Rob Zaichkowski - Right off the top, their name sucks! Plus sighting Sue Ann Levy in their messaging has not done them any favours with the community (Sun Newspaper attack dog, going after Councillor Fletcher).

But I think they are doing it for the right reasons - not NIMBYism. (I'm trying to help them message better; but OMB hearing was today ... so we'll see what happens there.)

The type of businesses visioned to set up in this development base their market on the ease of driving to it ... but although this site over-looks the DVP and has a 400 series highway bridge to the south of it (Eastern Avenue Diversion) none of those major arteries are able to funnel traffic directly to the site. There is no way to get to this car sales campus except via Queen! It should be feed from Eastern - but somehow that wasn't visioned or suggested in a consultation process that was accompanied by Street Car scrambling to find new partners, and partner with existing land owners, in what appears to be - after these machinations were revealed - a badly planned proposal.

(Ward 30 Bikes was shut out of the stakeholder group because (I think) I published some vitriol on our site about it[1] being the leading edge of the same kind of condo-ization of the east waterfront that happened on the west waterfront - lots of high-rise building and no community planning (parks schools, mass transit) - and it is turning out to be just that - except we have a Councillor who won't stand for that usually - not sure what happened in that regard in this particular development).

This is an odd one - the first iteration was a mix of medium and high rise residential with some retail on Queen - and keep the existing Auto dealership.
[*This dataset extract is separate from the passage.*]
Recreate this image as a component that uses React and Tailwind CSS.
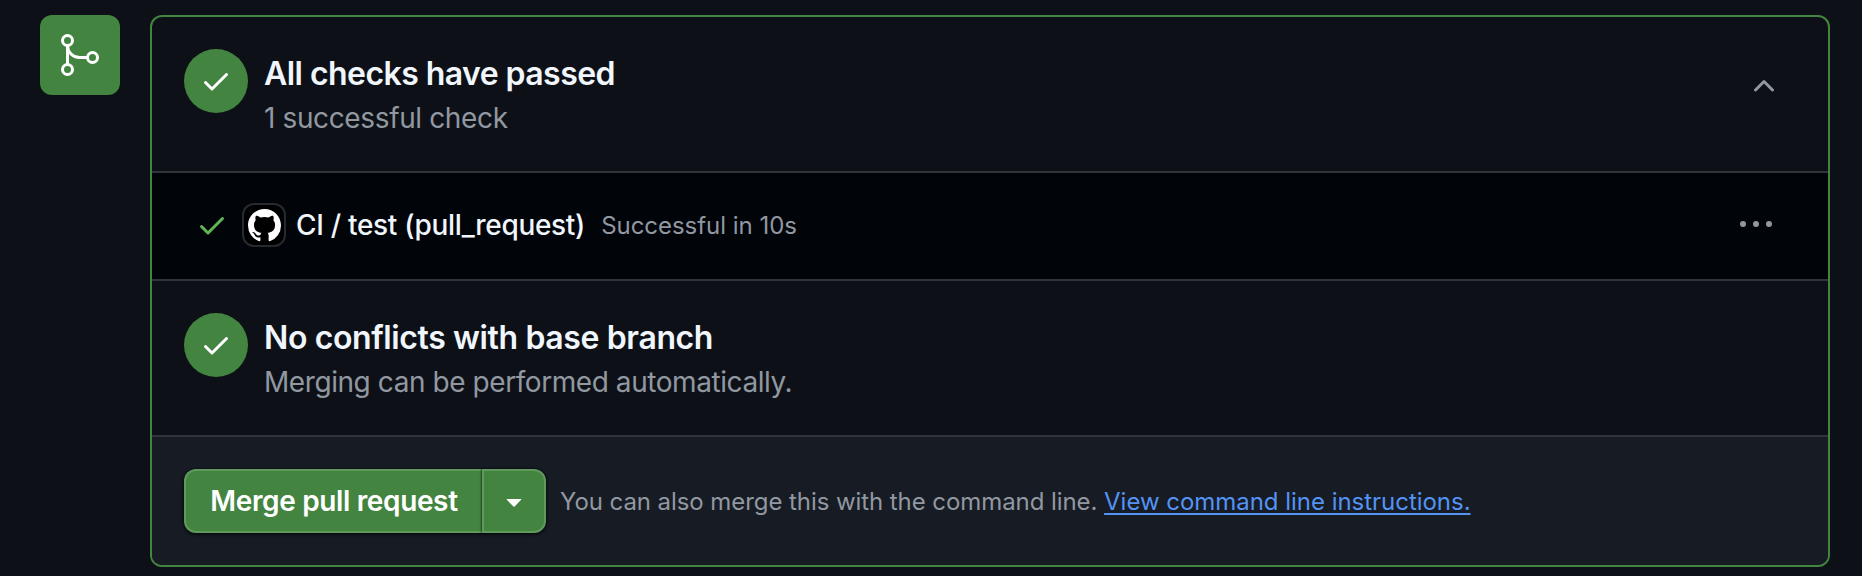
const CHECK =
  'M13.78 4.22a.75.75 0 0 1 0 1.06l-7.25 7.25a.75.75 0 0 1-1.06 0L2.22 9.28a.751.751 0 0 1 .018-1.042.751.751 0 0 1 1.042-.018L6 10.94l6.72-6.72a.75.75 0 0 1 1.06 0Z';
const CHEVRON_UP =
  'M3.22 10.53a.749.749 0 0 1 0-1.06l4.25-4.25a.749.749 0 0 1 1.06 0l4.25 4.25a.749.749 0 1 1-1.06 1.06L8 6.811 4.28 10.53a.749.749 0 0 1-1.06 0Z';
const KEBAB =
  'M8 9a1.5 1.5 0 1 0 0-3 1.5 1.5 0 0 0 0 3ZM1.5 9a1.5 1.5 0 1 0 0-3 1.5 1.5 0 0 0 0 3Zm13 0a1.5 1.5 0 1 0 0-3 1.5 1.5 0 0 0 0 3Z';
const TRIANGLE_DOWN =
  'm4.427 7.427 3.396 3.396a.25.25 0 0 0 .354 0l3.396-3.396A.25.25 0 0 0 11.396 7H4.604a.25.25 0 0 0-.177.427Z';
const GITHUB_MARK =
  'M8 0c4.42 0 8 3.58 8 8a8.013 8.013 0 0 1-5.45 7.59c-.4.08-.55-.17-.55-.38 0-.27.01-1.13.01-2.2 0-.75-.25-1.23-.54-1.48 1.78-.2 3.65-.88 3.65-3.95 0-.88-.31-1.59-.82-2.15.08-.2.36-1.02-.08-2.12 0 0-.67-.22-2.2.82-.64-.18-1.32-.27-2-.27-.68 0-1.36.09-2 .27-1.53-1.03-2.2-.82-2.2-.82-.44 1.1-.16 1.92-.08 2.12-.51.56-.82 1.28-.82 2.15 0 3.06 1.86 3.75 3.64 3.95-.23.2-.44.55-.51 1.07-.46.21-1.61.55-2.33-.66-.15-.24-.6-.83-1.23-.82-.67.01-.27.38.01.53.34.19.73.9.82 1.13.16.45.68 1.31 2.69.94 0 .67.01 1.3.01 1.49 0 .21-.15.45-.55.38A7.995 7.995 0 0 1 0 8c0-4.42 3.58-8 8-8Z';

function Icon({ path, className }) {
  return (
    <svg viewBox="0 0 16 16" fill="currentColor" className={className} aria-hidden="true">
      <path d={path} />
    </svg>
  );
}

function MergeIcon() {
  return (
    <svg viewBox="0 0 24 24" fill="none" stroke="currentColor" strokeWidth="1.5" className="size-12" aria-hidden="true">
      <circle cx="5.75" cy="4.75" r="2.5" />
      <circle cx="5.75" cy="19.25" r="2.5" />
      <circle cx="18.25" cy="13.25" r="2.5" />
      <path d="M5.75 7.25v9.5M5.75 7.25a6 6 0 0 0 6 6h4" />
    </svg>
  );
}

function StatusSection({ title, detail, titleClass, detailClass, children }) {
  return (
    <section className="flex h-[156px] items-start border-b-2 border-[#2f343d] px-8 pt-8">
      <div className="flex size-16 shrink-0 items-center justify-center rounded-full bg-[#438440] text-white">
        <Icon path={CHECK} className="size-8" />
      </div>
      <div className="ml-4 flex-1 whitespace-nowrap pt-[3px]">
        <h3 className={'text-[32px] font-semibold leading-[44px] text-[#f0f6fc] ' + titleClass}>{title}</h3>
        <p className={'text-[28px] leading-[44px] text-[#9198a1] ' + detailClass}>{detail}</p>
      </div>
      {children}
    </section>
  );
}

export default function App() {
  return (
    <main className="flex h-[576px] w-full items-start bg-[#0d1117] pl-10 pr-8 pt-[15px] font-[Inter,sans-serif]">
      <div className="mr-[30px] flex size-20 shrink-0 items-center justify-center rounded-xl bg-[#438440] text-white">
        <MergeIcon />
      </div>
      <div className="flex h-[552px] flex-1 flex-col overflow-hidden rounded-xl border-2 border-[#438440]">
        <StatusSection
          title="All checks have passed"
          detail="1 successful check"
          titleClass="tracking-[-0.55px]"
          detailClass="tracking-[-0.37px]"
        >
          <button className="mr-4 mt-[21px] text-[#9198a1]">
            <Icon path={CHEVRON_UP} className="size-8" />
          </button>
        </StatusSection>

        <div className="flex h-[108px] items-center border-b-2 border-[#2f343d] bg-[#010409] pb-[2px] pl-11 pr-14">
          <Icon path={CHECK} className="size-8 text-[#5fb855]" />
          <div className="ml-[14px] flex size-11 items-center justify-center rounded-xl border-2 border-[#26292e] bg-black text-white">
            <Icon path={GITHUB_MARK} className="size-[33px]" />
          </div>
          <span className="ml-[10px] whitespace-nowrap text-[28px] font-[450] leading-[42px] tracking-[-0.3px] text-[#f0f6fc]">
            CI / test (pull_request)
          </span>
          <span className="ml-4 whitespace-nowrap pt-[2px] text-[24px] leading-[36px] tracking-[-0.03px] text-[#9198a1]">
            Successful in 10s
          </span>
          <button className="ml-auto text-[#9198a1]">
            <Icon path={KEBAB} className="size-8 overflow-visible" />
          </button>
        </div>

        <StatusSection
          title="No conflicts with base branch"
          detail="Merging can be performed automatically."
          titleClass="tracking-[-0.38px]"
          detailClass="tracking-[-0.43px]"
        />

        <footer className="flex flex-1 items-center bg-[#171b23] px-8">
          <div className="flex h-16 w-[362px] rounded-xl shadow-[0_1px_3px_1px_rgba(1,4,9,0.6)]">
            <button className="w-[298px] whitespace-nowrap rounded-l-xl border-2 border-r-0 border-[#5f9a5c] bg-[#438440] text-[28px] font-semibold leading-none tracking-[-0.36px] text-white">
              Merge pull request
            </button>
            <button className="flex w-16 items-center justify-center rounded-r-xl border-2 border-[#5f9a5c] bg-[#438440] text-white shadow-[-1px_0_2px_rgba(1,4,9,0.5)]">
              <Icon path={TRIANGLE_DOWN} className="size-8" />
            </button>
          </div>
          <p className="ml-[14px] whitespace-nowrap pt-[2px] text-[24px] leading-[36px] tracking-[-0.07px] text-[#9198a1]">
            <span>You can also merge this with the command line.</span>{' '}
            <a href="#" className="tracking-[-0.03px] text-[#5393f3] underline decoration-2 underline-offset-[3px]">
              View command line instructions.
            </a>
          </p>
        </footer>
      </div>
    </main>
  );
}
Then in the coarse of the public consultation process it very quickly morphed from one thing to another and then finally into a 5 Auto Dealership Auto Mall with multi-story showrooms featuring light polluting glass walls shining into the valley (live showroom billboards where hedonists imagine the city watching them kick the tires of the latest models 50 metres above the DVP) - plus the mid and high-rise residential.

Having studied it in it's final iteration, there is not enough road capacity at the Queen St Bridge and East Don Roadway (first street east of the valley) to not completely snarl traffic there with the addition of high density and the proposed car-centric retail.
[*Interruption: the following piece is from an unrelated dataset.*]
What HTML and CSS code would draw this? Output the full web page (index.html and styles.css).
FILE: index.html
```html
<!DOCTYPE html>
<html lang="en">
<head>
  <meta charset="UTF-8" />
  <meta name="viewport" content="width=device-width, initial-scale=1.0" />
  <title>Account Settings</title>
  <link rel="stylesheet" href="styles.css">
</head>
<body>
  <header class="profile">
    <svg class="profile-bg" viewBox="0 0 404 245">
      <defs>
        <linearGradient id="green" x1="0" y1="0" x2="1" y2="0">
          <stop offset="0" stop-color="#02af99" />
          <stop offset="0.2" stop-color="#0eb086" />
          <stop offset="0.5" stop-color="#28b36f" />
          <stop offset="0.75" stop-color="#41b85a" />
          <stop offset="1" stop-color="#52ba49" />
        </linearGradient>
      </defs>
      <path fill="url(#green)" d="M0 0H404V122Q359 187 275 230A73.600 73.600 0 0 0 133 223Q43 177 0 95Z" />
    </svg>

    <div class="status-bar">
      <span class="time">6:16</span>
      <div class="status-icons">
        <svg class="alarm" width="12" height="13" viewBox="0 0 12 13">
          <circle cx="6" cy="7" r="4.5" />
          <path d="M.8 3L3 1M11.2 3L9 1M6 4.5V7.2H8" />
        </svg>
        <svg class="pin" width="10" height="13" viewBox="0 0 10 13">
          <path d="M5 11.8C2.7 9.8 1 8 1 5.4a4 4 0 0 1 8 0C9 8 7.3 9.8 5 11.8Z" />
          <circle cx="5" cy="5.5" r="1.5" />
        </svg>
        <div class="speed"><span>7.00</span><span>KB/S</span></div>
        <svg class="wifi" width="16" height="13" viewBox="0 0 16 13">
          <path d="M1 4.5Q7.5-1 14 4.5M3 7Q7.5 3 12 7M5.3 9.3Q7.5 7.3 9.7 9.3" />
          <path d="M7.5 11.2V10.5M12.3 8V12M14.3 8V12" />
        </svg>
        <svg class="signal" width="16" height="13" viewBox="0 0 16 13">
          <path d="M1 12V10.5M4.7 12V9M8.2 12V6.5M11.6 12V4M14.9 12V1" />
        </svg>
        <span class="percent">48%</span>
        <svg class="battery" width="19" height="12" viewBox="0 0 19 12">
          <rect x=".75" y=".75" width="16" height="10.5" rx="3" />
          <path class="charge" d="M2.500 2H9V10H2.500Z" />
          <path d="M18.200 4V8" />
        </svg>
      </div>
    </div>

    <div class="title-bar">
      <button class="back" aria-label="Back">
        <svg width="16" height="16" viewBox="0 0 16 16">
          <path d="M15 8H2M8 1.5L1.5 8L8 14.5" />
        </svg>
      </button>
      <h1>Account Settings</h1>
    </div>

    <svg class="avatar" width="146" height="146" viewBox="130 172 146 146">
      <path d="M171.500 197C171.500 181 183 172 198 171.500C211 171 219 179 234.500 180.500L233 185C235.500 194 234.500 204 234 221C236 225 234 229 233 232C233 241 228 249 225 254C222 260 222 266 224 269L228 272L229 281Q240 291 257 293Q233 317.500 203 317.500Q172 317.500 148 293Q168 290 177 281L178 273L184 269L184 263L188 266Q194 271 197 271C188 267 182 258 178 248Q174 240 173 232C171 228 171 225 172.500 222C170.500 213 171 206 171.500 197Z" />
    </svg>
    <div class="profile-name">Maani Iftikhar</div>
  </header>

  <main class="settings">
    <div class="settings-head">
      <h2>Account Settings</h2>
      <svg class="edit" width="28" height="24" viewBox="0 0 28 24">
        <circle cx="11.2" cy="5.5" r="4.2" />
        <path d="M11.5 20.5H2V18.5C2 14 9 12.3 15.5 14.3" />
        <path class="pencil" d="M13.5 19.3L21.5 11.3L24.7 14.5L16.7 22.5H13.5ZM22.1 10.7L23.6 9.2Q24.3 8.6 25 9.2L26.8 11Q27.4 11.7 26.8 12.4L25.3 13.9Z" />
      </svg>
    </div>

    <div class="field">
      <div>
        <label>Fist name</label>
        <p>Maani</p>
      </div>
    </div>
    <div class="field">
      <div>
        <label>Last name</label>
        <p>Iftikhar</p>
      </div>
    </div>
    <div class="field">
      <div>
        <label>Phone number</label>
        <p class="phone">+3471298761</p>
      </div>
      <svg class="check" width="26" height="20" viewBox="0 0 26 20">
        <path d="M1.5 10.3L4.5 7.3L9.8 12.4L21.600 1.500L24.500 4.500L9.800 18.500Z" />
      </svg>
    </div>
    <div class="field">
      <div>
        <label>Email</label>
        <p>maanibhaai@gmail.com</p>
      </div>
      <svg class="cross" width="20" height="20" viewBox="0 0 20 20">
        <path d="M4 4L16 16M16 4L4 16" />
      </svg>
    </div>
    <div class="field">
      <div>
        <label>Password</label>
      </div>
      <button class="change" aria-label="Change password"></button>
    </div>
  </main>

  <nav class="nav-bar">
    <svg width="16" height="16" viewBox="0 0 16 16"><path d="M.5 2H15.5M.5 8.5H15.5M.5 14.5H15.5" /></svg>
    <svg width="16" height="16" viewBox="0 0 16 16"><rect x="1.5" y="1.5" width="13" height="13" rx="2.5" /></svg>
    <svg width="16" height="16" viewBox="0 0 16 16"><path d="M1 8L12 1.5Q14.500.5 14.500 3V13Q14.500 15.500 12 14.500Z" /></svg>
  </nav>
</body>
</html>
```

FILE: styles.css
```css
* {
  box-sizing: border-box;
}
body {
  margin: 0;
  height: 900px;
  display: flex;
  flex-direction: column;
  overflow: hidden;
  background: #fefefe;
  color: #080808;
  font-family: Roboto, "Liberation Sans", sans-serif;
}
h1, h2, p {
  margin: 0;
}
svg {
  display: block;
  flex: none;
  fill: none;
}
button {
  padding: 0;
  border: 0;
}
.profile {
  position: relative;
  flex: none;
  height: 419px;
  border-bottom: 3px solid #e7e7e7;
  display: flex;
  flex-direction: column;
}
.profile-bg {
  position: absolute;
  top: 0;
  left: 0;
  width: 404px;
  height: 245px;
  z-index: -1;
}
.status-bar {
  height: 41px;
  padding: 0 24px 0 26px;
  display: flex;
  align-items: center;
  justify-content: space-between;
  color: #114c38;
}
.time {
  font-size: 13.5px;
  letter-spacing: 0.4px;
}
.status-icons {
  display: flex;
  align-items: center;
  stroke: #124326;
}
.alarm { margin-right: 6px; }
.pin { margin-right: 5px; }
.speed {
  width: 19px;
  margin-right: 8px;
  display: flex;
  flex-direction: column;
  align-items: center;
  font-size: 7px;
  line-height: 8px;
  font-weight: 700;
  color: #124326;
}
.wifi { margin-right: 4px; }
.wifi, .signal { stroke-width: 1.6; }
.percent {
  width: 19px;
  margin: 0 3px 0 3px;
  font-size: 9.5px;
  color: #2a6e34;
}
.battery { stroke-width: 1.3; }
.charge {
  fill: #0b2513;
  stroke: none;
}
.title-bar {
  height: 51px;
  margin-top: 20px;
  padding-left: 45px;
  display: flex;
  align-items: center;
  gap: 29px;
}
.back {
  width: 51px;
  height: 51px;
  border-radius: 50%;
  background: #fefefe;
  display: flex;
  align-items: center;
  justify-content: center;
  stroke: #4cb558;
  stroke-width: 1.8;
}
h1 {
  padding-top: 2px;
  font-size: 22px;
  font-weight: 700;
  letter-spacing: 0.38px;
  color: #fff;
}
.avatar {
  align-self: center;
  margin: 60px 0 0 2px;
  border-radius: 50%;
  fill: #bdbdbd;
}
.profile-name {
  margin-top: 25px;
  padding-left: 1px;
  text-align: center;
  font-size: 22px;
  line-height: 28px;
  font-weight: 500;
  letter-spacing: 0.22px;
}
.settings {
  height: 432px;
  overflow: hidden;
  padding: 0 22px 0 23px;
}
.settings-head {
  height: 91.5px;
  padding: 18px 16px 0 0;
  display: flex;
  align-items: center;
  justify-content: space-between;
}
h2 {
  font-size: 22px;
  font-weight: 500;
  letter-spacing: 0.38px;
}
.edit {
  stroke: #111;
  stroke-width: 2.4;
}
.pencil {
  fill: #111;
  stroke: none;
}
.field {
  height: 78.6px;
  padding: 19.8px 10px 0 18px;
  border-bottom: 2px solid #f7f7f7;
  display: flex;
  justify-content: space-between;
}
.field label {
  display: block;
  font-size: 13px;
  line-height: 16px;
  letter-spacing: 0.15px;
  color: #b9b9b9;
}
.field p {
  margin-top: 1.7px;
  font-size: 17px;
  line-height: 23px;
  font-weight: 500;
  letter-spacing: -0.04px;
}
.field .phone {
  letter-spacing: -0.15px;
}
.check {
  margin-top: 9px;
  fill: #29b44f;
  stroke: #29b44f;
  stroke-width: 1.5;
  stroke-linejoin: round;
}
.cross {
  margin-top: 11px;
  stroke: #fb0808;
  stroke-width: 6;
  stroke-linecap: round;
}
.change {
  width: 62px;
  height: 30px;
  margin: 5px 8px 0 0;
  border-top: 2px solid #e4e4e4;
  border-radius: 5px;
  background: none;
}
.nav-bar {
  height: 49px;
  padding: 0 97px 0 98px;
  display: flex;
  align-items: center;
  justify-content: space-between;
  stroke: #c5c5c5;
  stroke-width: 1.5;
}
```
East Don Roadway is visioned to be the street that feeds delivery, servicing and customers to 5 different car brand showrooms in a 'Auto Mall'. A new street, following the line of existing Munro - envisioned as a woonerf - will complete the car consumer drive-thru experience).
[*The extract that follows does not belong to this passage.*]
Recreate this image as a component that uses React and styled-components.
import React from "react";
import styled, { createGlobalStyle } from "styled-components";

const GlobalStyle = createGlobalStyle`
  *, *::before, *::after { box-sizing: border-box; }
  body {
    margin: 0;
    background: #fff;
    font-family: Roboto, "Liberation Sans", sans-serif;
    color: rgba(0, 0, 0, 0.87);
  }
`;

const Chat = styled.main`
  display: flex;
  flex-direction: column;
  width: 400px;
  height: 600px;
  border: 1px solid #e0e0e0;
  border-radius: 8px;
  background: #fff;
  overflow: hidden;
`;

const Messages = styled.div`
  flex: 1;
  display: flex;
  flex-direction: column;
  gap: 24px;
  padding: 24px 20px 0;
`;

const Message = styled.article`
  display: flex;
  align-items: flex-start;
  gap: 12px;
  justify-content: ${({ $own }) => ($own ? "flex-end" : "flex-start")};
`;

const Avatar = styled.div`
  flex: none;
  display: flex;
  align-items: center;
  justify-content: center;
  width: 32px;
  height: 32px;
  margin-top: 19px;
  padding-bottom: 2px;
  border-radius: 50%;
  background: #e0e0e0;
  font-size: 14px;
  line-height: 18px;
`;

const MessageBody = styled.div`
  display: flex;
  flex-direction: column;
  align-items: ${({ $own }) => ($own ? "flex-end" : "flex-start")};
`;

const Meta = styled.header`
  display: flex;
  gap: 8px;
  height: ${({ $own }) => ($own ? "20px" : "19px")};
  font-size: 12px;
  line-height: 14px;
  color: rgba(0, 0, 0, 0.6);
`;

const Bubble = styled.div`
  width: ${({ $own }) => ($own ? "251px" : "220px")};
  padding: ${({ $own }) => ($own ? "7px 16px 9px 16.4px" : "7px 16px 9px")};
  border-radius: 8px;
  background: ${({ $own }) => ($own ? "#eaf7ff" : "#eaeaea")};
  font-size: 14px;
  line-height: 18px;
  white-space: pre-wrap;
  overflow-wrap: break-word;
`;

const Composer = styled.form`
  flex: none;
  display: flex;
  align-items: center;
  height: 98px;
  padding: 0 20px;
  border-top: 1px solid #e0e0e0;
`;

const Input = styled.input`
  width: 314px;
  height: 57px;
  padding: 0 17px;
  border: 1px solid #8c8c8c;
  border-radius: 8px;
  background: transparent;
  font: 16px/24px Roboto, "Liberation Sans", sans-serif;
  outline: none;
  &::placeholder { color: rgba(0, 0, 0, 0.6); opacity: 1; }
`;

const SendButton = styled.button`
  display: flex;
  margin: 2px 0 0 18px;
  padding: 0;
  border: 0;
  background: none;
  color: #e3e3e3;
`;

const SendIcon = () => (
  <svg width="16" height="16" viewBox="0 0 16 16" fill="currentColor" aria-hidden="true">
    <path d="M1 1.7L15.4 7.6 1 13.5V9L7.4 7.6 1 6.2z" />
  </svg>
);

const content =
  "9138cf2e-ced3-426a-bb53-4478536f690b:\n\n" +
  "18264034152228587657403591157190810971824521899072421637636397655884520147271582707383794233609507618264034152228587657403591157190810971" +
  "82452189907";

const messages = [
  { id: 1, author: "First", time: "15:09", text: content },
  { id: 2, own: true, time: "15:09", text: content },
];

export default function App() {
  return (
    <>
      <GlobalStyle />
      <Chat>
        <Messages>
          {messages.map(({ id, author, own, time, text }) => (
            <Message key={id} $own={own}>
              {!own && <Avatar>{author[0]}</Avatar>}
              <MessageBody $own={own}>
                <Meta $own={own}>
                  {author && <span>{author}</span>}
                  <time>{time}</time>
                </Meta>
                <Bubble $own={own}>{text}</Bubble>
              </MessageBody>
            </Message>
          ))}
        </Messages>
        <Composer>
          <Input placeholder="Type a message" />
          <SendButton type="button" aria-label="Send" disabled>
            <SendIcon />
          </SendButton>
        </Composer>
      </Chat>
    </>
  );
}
Ward 30 Bikes has long been talking about a north-south bike route from LSB/Don Roadway to The Danforth. Our vision uses mainly local residential streets and East Riverdale Park ... but there are three key points along the route that need a work-around - one of them was(is) this parcel of land.

In the first iteration of this neighbourhood sized development proposal, we were looking at a Street Car Developments proposal to run a bike path next to the valley that would have come up to where East Don Roadway dead-ends now at the south-west corner of the site.

But in a later iteration Street Car decided to use East Don Roadway as the delivery, servicing and customer entrance ... and that destroyed the idea of a bike route through there.

So with the eastern, river-valley-edge route gone to a servicing roadway for the site, we shifted our attention to the proposed woonerf north-south through the centre of the site.

This woonerf is supposed to be a tip of the hat to sustainable planning - but it is not that - it is a 'green label' with no practical use. Rather than a way of moving non-car trips from the new residential to their street car stops at Carrol Ave or Broadview (or by bike up to the Dundas Bike Lanes) - this woonerf is the main 'lobby' or 'branded space' of the Auto Mall; it will be full of cars from far, far away - plus thousands of residents trying to make their way from the new towers at the south edge of the project, to the Queen Street streetcar stops. The woonerf will be a parking lot with no curbs - a dangerous place for kids and older people, and Definitely Not a bike route.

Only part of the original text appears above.